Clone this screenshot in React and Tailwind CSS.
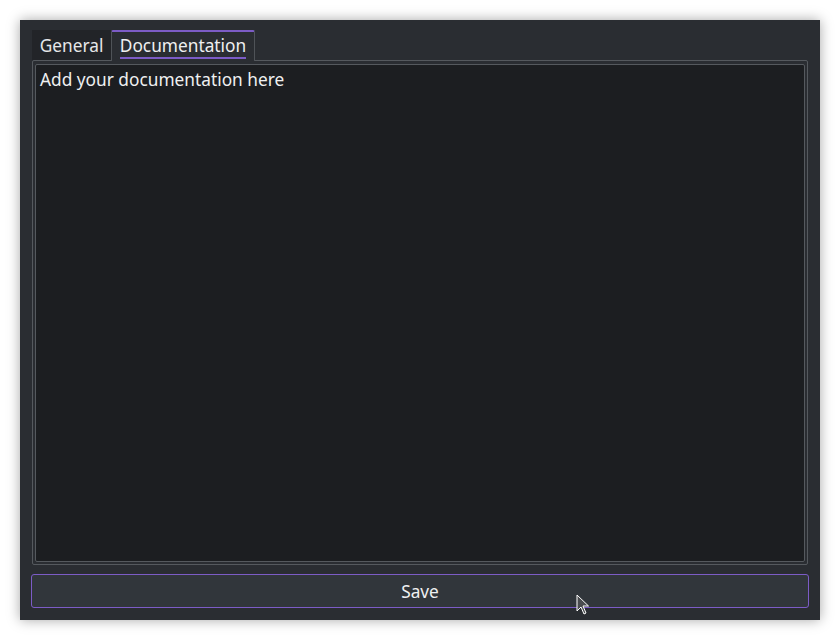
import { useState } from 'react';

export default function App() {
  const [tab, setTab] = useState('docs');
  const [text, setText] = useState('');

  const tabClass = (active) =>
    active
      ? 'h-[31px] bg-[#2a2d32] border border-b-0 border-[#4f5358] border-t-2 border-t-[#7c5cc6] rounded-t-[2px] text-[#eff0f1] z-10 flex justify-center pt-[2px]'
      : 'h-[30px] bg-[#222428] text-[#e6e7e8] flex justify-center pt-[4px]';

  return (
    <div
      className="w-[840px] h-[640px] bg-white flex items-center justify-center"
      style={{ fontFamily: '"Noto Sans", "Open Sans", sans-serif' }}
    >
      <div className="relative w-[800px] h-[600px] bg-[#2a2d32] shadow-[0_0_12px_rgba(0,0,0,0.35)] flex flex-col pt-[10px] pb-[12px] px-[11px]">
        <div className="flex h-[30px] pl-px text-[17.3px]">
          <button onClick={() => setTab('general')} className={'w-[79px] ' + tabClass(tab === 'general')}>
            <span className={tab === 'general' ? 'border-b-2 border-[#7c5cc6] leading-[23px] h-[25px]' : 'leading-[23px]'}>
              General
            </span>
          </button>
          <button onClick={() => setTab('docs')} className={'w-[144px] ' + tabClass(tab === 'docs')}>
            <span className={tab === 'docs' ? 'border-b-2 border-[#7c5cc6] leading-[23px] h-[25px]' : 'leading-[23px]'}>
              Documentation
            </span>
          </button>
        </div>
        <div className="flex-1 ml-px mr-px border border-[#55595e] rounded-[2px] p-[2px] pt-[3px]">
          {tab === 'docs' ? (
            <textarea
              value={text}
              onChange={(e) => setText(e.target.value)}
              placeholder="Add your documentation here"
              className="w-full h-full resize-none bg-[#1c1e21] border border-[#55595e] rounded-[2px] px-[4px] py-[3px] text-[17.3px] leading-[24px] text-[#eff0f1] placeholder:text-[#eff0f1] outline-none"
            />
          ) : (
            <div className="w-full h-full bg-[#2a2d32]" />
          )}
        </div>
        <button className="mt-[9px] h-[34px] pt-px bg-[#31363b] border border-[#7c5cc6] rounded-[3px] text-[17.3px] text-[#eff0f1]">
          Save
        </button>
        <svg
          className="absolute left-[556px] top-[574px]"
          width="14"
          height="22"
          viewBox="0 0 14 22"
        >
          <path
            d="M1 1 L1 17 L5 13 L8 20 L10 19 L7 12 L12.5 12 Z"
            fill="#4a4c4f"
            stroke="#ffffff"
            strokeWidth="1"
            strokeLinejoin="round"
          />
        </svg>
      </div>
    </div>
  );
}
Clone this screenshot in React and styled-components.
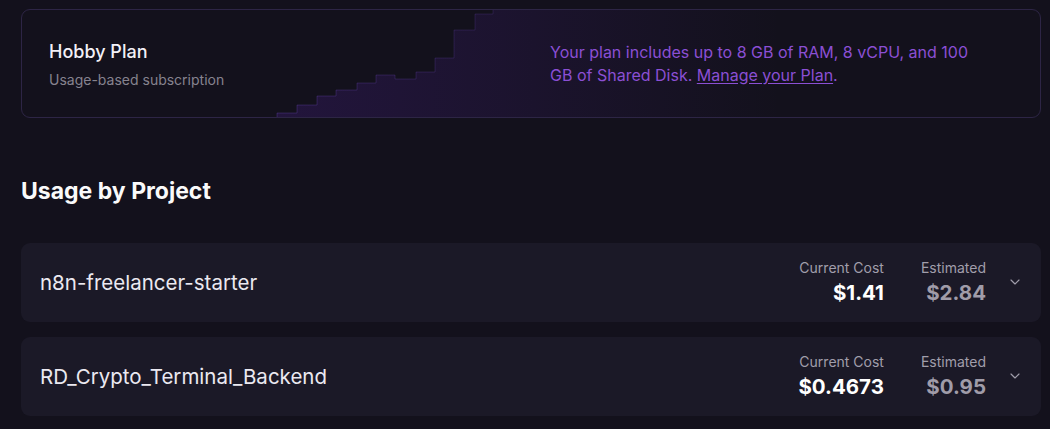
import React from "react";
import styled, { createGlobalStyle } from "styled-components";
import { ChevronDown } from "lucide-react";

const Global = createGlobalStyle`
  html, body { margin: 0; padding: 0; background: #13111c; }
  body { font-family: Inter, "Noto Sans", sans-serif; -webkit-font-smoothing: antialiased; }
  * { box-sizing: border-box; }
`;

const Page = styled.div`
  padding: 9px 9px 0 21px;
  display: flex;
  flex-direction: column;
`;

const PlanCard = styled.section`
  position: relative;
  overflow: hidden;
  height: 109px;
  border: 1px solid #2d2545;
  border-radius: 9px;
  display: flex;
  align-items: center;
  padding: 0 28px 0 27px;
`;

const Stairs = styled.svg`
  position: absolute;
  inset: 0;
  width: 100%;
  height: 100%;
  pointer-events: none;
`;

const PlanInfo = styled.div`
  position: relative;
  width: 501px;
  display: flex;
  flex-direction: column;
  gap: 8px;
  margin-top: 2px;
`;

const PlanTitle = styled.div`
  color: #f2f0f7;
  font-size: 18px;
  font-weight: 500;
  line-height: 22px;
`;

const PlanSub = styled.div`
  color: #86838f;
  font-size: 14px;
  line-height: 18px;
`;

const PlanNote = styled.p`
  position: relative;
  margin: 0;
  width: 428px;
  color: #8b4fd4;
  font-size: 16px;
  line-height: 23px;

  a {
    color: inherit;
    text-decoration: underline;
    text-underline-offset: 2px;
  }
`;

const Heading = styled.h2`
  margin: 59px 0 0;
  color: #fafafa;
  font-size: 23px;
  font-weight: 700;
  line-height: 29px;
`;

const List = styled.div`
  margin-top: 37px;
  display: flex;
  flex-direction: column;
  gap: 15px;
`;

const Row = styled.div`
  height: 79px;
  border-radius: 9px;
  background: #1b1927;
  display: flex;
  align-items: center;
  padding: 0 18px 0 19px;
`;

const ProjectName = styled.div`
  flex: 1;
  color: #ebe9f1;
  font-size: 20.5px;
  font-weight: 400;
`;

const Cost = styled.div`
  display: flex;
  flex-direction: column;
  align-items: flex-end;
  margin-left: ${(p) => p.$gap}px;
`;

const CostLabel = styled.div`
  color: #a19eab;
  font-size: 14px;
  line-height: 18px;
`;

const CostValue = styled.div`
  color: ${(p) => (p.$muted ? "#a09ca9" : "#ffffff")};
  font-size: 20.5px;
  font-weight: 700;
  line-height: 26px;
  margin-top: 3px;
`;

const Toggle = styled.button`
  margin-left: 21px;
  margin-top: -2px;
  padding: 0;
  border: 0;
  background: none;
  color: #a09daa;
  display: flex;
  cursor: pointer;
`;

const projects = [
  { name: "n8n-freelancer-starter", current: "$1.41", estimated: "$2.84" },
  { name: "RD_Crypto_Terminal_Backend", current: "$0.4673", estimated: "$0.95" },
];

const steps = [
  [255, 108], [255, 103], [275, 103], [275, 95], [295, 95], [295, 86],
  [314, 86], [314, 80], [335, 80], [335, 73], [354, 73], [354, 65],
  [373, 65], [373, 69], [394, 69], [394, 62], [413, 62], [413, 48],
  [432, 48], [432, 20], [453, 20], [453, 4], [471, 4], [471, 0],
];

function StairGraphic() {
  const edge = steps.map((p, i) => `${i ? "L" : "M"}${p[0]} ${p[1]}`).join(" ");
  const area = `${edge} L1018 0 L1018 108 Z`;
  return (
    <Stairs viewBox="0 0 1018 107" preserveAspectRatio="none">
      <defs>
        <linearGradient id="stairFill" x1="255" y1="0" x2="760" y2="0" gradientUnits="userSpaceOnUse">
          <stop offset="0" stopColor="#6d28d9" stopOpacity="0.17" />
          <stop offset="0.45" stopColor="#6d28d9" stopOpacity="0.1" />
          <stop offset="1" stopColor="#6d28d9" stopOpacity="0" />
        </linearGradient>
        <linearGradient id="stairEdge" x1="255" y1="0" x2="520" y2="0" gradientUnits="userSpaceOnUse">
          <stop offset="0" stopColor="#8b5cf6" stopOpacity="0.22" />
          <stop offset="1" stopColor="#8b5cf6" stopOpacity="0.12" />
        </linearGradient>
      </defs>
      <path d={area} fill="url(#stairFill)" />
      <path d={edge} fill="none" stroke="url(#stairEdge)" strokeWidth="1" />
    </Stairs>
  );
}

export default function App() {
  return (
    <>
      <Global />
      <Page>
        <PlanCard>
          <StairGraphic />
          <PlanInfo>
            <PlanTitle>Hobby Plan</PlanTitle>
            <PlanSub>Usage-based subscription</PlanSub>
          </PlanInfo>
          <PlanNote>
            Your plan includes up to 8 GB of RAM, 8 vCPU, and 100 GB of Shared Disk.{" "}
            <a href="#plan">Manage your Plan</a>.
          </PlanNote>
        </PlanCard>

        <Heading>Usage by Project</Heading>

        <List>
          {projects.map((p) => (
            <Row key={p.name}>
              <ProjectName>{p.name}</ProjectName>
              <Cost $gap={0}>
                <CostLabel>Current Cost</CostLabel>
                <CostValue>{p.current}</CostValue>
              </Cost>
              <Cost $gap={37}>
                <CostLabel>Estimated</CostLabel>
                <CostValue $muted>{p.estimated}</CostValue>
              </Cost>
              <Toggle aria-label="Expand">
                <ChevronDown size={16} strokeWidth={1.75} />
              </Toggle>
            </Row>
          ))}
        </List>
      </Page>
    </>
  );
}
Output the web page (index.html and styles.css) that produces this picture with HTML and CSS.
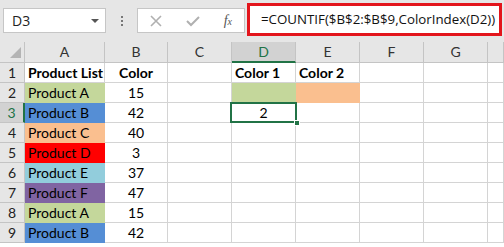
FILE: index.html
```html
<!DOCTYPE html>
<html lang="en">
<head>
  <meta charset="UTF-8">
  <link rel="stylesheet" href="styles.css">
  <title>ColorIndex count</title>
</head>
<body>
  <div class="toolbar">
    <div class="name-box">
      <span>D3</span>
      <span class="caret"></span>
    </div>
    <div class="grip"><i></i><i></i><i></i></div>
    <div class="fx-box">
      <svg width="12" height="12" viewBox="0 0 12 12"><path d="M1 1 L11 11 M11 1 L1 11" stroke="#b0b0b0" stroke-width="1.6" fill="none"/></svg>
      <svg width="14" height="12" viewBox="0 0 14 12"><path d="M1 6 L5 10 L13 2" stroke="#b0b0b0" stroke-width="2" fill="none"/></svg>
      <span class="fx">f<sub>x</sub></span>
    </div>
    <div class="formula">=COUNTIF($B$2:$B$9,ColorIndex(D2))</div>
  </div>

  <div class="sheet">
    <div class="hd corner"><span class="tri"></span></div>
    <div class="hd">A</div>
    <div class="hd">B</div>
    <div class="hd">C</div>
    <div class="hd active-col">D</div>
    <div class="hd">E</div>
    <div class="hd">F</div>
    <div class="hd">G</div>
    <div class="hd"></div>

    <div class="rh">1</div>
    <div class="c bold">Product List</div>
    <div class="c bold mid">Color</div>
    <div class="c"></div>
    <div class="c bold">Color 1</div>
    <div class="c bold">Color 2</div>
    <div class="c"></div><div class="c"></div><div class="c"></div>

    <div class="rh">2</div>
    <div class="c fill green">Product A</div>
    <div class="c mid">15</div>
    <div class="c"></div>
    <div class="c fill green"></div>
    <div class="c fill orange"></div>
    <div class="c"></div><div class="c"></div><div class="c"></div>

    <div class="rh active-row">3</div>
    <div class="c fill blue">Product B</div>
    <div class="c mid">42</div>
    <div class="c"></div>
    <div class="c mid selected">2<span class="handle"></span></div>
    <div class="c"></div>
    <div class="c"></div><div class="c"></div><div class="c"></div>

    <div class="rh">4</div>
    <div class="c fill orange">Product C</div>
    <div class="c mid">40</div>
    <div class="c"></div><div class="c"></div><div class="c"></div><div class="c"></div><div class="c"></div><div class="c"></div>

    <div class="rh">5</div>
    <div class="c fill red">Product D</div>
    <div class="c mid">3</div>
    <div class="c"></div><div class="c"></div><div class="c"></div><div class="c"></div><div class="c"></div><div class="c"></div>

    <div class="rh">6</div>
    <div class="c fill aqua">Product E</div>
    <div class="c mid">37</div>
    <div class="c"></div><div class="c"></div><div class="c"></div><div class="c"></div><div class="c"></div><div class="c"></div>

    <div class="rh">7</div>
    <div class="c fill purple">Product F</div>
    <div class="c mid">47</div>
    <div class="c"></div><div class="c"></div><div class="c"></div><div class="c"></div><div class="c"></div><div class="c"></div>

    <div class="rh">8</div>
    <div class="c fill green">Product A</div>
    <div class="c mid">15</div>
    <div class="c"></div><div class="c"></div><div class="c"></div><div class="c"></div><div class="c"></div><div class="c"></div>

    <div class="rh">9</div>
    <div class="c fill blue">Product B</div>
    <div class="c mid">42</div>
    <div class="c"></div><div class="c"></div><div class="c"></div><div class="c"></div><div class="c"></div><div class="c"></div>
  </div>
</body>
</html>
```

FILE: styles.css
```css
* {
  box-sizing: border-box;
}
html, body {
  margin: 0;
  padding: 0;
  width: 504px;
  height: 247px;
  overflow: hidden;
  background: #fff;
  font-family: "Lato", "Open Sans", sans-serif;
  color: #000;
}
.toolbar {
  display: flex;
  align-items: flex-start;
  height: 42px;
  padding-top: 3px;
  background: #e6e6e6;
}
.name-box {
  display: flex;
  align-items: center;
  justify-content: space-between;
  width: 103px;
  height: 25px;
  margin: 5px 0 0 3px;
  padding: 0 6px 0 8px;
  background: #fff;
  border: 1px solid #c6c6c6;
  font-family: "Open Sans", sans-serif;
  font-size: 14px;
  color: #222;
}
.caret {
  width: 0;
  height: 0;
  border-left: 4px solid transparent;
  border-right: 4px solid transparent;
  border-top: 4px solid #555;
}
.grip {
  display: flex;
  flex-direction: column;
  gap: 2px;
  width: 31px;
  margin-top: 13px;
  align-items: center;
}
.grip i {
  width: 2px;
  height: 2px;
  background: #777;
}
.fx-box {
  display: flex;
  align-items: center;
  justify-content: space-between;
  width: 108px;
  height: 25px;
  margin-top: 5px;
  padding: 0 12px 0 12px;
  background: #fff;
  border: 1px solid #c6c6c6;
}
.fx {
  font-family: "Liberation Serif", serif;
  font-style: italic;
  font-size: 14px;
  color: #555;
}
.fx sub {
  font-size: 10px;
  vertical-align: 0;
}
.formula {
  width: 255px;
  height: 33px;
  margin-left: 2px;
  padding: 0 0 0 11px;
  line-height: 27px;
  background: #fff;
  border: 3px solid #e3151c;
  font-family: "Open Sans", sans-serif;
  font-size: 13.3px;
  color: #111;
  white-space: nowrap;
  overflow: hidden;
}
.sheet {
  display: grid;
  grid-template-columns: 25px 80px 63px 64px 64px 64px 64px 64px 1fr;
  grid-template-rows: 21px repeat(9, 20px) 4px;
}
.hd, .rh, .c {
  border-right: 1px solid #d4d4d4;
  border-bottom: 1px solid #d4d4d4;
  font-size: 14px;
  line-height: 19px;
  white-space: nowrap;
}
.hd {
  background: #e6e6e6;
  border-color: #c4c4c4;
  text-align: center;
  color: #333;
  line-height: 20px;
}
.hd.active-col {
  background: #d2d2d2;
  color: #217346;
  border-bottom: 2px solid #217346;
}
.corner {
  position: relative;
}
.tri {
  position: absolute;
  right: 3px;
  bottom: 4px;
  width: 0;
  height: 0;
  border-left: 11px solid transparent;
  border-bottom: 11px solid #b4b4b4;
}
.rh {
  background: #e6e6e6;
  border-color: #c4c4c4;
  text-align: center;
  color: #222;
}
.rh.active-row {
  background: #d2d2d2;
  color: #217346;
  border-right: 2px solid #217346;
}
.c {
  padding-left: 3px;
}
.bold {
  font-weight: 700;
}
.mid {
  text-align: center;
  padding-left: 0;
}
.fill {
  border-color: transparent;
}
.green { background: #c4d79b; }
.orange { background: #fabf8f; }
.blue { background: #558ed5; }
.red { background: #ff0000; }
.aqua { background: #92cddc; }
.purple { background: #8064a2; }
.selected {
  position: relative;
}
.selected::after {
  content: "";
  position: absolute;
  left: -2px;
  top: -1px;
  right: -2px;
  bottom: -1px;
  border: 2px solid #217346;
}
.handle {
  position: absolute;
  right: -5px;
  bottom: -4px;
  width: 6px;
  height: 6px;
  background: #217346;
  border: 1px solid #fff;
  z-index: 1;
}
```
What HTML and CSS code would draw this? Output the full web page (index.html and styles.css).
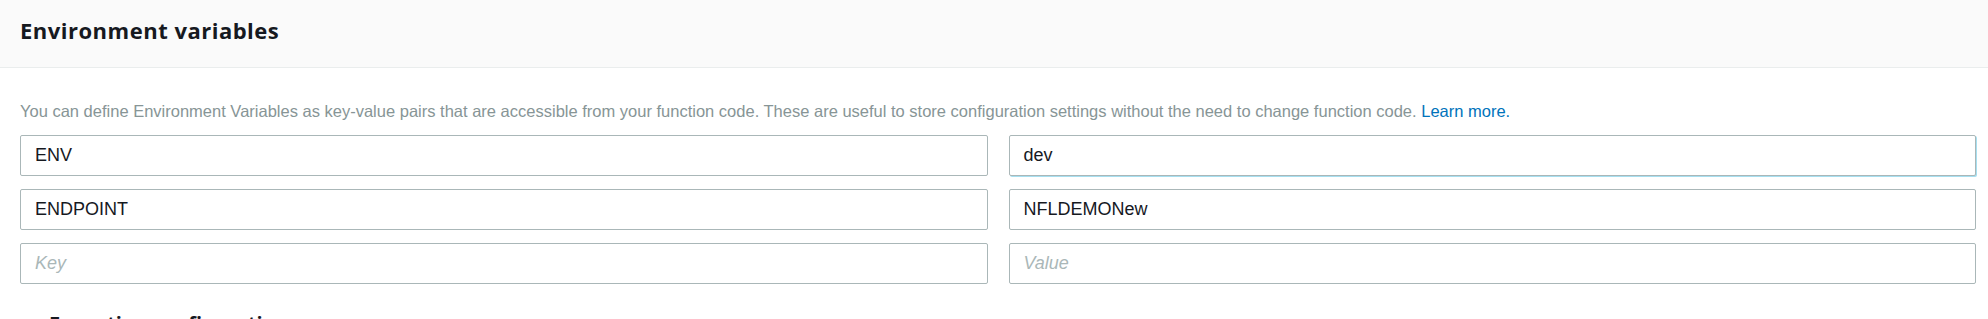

|---|

Aim of the task: Leave the pictures out and repeat exactly the lines from the beginning of the records to the line bearing "flex justify-center pt-[4px]';", both ends counted.

Answer to the exercise:
Clone this screenshot in React and Tailwind CSS.
import { useState } from 'react';

export default function App() {
  const [tab, setTab] = useState('docs');
  const [text, setText] = useState('');

  const tabClass = (active) =>
    active
      ? 'h-[31px] bg-[#2a2d32] border border-b-0 border-[#4f5358] border-t-2 border-t-[#7c5cc6] rounded-t-[2px] text-[#eff0f1] z-10 flex justify-center pt-[2px]'
      : 'h-[30px] bg-[#222428] text-[#e6e7e8] flex justify-center pt-[4px]';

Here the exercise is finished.